The tragic final meeting of Jack Bruce and Jaco Pastorius

As far as bass-playing prodigies go, there were few more prolific or worshipped than the late Jack Bruce. He was just one of the greatest to ever tread the boards, and the legacy of Cream, as well as rock music in general, will always be that little bit dimmer without his light boldly blazing new paths amid the darkness. Put simply, it was rare to find anyone who could ever come near to matching his talent.

That was until Jaco Pastorius rocked onto the scene, all funk-infused and Florida sun-drenched, to truly prove a reckoning in terms of which bassist ruled supreme. With two kings of the instrument making moves in the industry at the same time, you would imagine that there could have been the potential for some element of rivalry between the pair, but rather sweetly, their relationship was one far more defined by platonic romance.

Indeed, it was almost like the tale of Bruce and Pastorius’ encounters was akin to the rock and roll version of Romeo and Juliet, as their love burned bright but not for long. In fact, it only lasted for the span of one evening, but it was enough to forever alter Bruce’s perspective on life, after it wreaked untold tragic consequences on Pastorius, whose life was cut devastatingly short not long after.

Bruce recalled the star-crossed evening in a 2001 interview, when he explained that he was busy rehearsing in New York back in 1984 when Pastorius sent a request to meet him in a club that evening, which he obliged. Naturally taking part in a jam session, Bruce then said: “We talked a bit afterwards, and he told me I had influenced him, but I don’t know if he was just schmoozing me”.

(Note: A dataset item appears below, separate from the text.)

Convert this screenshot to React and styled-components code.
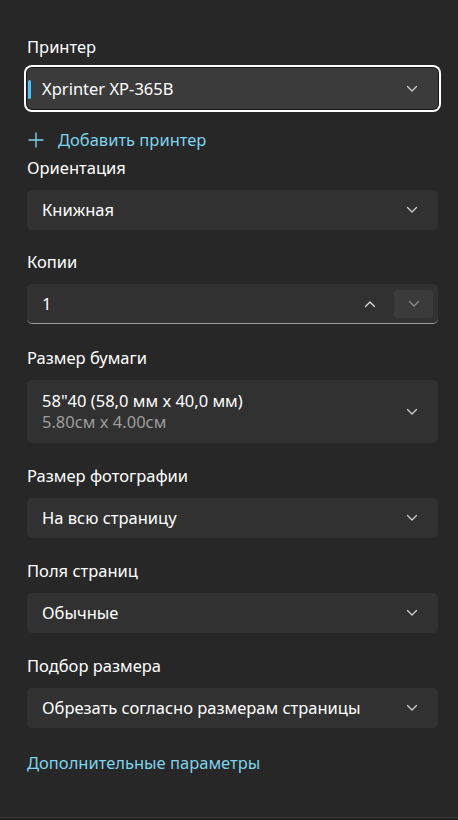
import React from "react";
import styled, { createGlobalStyle } from "styled-components";

const GlobalStyle = createGlobalStyle`
  html, body { margin: 0; padding: 0; background: #272727; }
  body { font-family: "Noto Sans", "Segoe UI", sans-serif; -webkit-font-smoothing: antialiased; }
  * { box-sizing: border-box; }
`;

const Page = styled.div`
  width: 458px;
  height: 820px;
  background: #272727;
  display: flex;
  flex-direction: column;
  padding: 37px 20px 0 27px;
  position: relative;
  overflow: hidden;
`;

const Field = styled.div`
  display: flex;
  flex-direction: column;
  margin-top: ${(p) => p.$mt || 0}px;
`;

const Label = styled.div`
  color: #ffffff;
  font-size: 16.5px;
  line-height: 20px;
  height: 20px;
  margin-bottom: ${(p) => p.$mb || 12}px;
  white-space: nowrap;
`;

const Select = styled.div`
  position: relative;
  height: ${(p) => p.$h || 40}px;
  border-radius: 5px;
  background: ${(p) => (p.$focused ? "#3b3b3b" : "#313131")};
  display: flex;
  align-items: center;
  justify-content: space-between;
  padding: 0 20px 0 15px;
  color: #ffffff;
  font-size: 16.5px;
  box-shadow: ${(p) =>
    p.$focused ? "0 0 0 1px #161616, 0 0 0 3px #ffffff" : "none"};
`;

const Accent = styled.span`
  position: absolute;
  left: 1px;
  top: 12px;
  width: 3px;
  height: 19px;
  border-radius: 2px;
  background: #4cc2ff;
`;

const Value = styled.div`
  display: flex;
  flex-direction: column;
  white-space: nowrap;
`;

const Line = styled.span`
  line-height: ${(p) => p.$lh || 20}px;
  color: ${(p) => p.$color || "#ffffff"};
`;

const AddRow = styled.div`
  display: flex;
  align-items: center;
  gap: 14px;
  height: 20px;
  margin-top: 21px;
  padding-left: 1px;
  color: #7fd3ec;
  font-size: 16.5px;
  line-height: 20px;
`;

const Copies = styled.div`
  height: 40px;
  border-radius: 5px;
  background: #313131;
  border-bottom: 1px solid #9c9c9c;
  display: flex;
  align-items: center;
  gap: 5px;
  padding: 0 5px 0 15px;
  color: #ffffff;
  font-size: 16.5px;
`;

const CopiesValue = styled.span`
  flex: 1;
  line-height: 20px;
`;

const SpinButton = styled.div`
  width: 39px;
  height: 28px;
  border-radius: 4px;
  display: flex;
  align-items: center;
  justify-content: center;
  background: ${(p) => (p.$active ? "#3b3b3b" : "transparent")};
`;

const Link = styled.div`
  margin-top: 25px;
  color: #7fd3ec;
  font-size: 16.5px;
  line-height: 20px;
`;

const Footer = styled.div`
  position: absolute;
  left: 0;
  right: 0;
  top: 817px;
  height: 3px;
  border-top: 1px solid #3c3c3c;
  background: #202020;
`;

const Chevron = ({ up, color = "#cfcfcf" }) => (
  <svg width="12" height="8" viewBox="0 0 12 8" fill="none">
    <path
      d={up ? "M1.5 6.5 L6 2 L10.5 6.5" : "M1.5 1.5 L6 6 L10.5 1.5"}
      stroke={color}
      strokeWidth="1.3"
      strokeLinecap="round"
      strokeLinejoin="round"
    />
  </svg>
);

const Plus = () => (
  <svg width="16" height="16" viewBox="0 0 16 16" fill="none">
    <path d="M8 1 V15 M1 8 H15" stroke="#7fd3ec" strokeWidth="1.4" strokeLinecap="round" />
  </svg>
);

const SelectField = ({ label, mt, value, sub }) => (
  <Field $mt={mt}>
    <Label>{label}</Label>
    <Select $h={sub ? 63 : 40}>
      <Value>
        <Line $lh={sub ? 21 : 20}>{value}</Line>
        {sub && <Line $lh={22} $color="#9d9d9d">{sub}</Line>}
      </Value>
      <Chevron />
    </Select>
  </Field>
);

export default function App() {
  return (
    <>
      <GlobalStyle />
      <Page>
        <Field>
          <Label $mb={11}>Принтер</Label>
          <Select $focused $h={41}>
            <Accent />
            <Value>
              <Line>Xprinter XP-365B</Line>
            </Value>
            <Chevron />
          </Select>
        </Field>
        <AddRow>
          <Plus />
          <span>Добавить принтер</span>
        </AddRow>
        <SelectField label="Ориентация" mt={8} value="Книжная" />
        <Field $mt={22}>
          <Label>Копии</Label>
          <Copies>
            <CopiesValue>1</CopiesValue>
            <SpinButton>
              <Chevron up color="#e0e0e0" />
            </SpinButton>
            <SpinButton $active>
              <Chevron color="#8a8a8a" />
            </SpinButton>
          </Copies>
        </Field>
        <SelectField
          label="Размер бумаги"
          mt={24}
          value={'58"40 (58,0 мм x 40,0 мм)'}
          sub="5.80см x 4.00см"
        />
        <SelectField label="Размер фотографии" mt={23} value="На всю страницу" />
        <SelectField label="Поля страниц" mt={23} value="Обычные" />
        <SelectField
          label="Подбор размера"
          mt={23}
          value="Обрезать согласно размерам страницы"
        />
        <Link>Дополнительные параметры</Link>
        <Footer />
      </Page>
    </>
  );
}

But Pastorius’ worship of the Cream bassist was clear for all to see, even if his manner was more than a little erratic. “He was kind of crazed at the time. He was going up to people in the bar and yelling, ‘Hey, here’s the guy who wrote ‘Sunshine of Your Love’.’ He seemed to be going in all directions at once,” Bruce admitted, with no harshness towards the ebullient bass genius intended.

Yet his character assessment did hold some salience, as Pastorius, of course, had his demons. Plagued by drug addiction and occasional homelessness, before the violent attack outside a club in South Florida only three years later that would ultimately take his life, this was a troubled soul whose talent was seemingly too precious for the world to properly take care of.

In that vein, he possibly felt an intrinsic kinship to those like Bruce, whose bass-playing godliness gave him something in common. Yet it was clear that these connections were also very fragile. “At one point, he told me there was going to be an after-hours jam at a recording studio and asked if I would come,” Bruce recalled. “I said, ‘Sorry, I can’t. I’ve got something to do, but it’s been really nice meeting you’. He got really upset and ran off down the street. He turned the corner, and I never saw him again.”

Just like that, Pastorius had vanished into the thin air of the New York City night, and within a few short years, the world as a whole. For Bruce, the whole pained episode clearly painted the portrait of a tragedy—but for the rest of the music legions, with all the lessons that rock and roll has taught us, we know that only the best geniuses of the genre are taken before their time. It’s unfair, but just the lay of the law.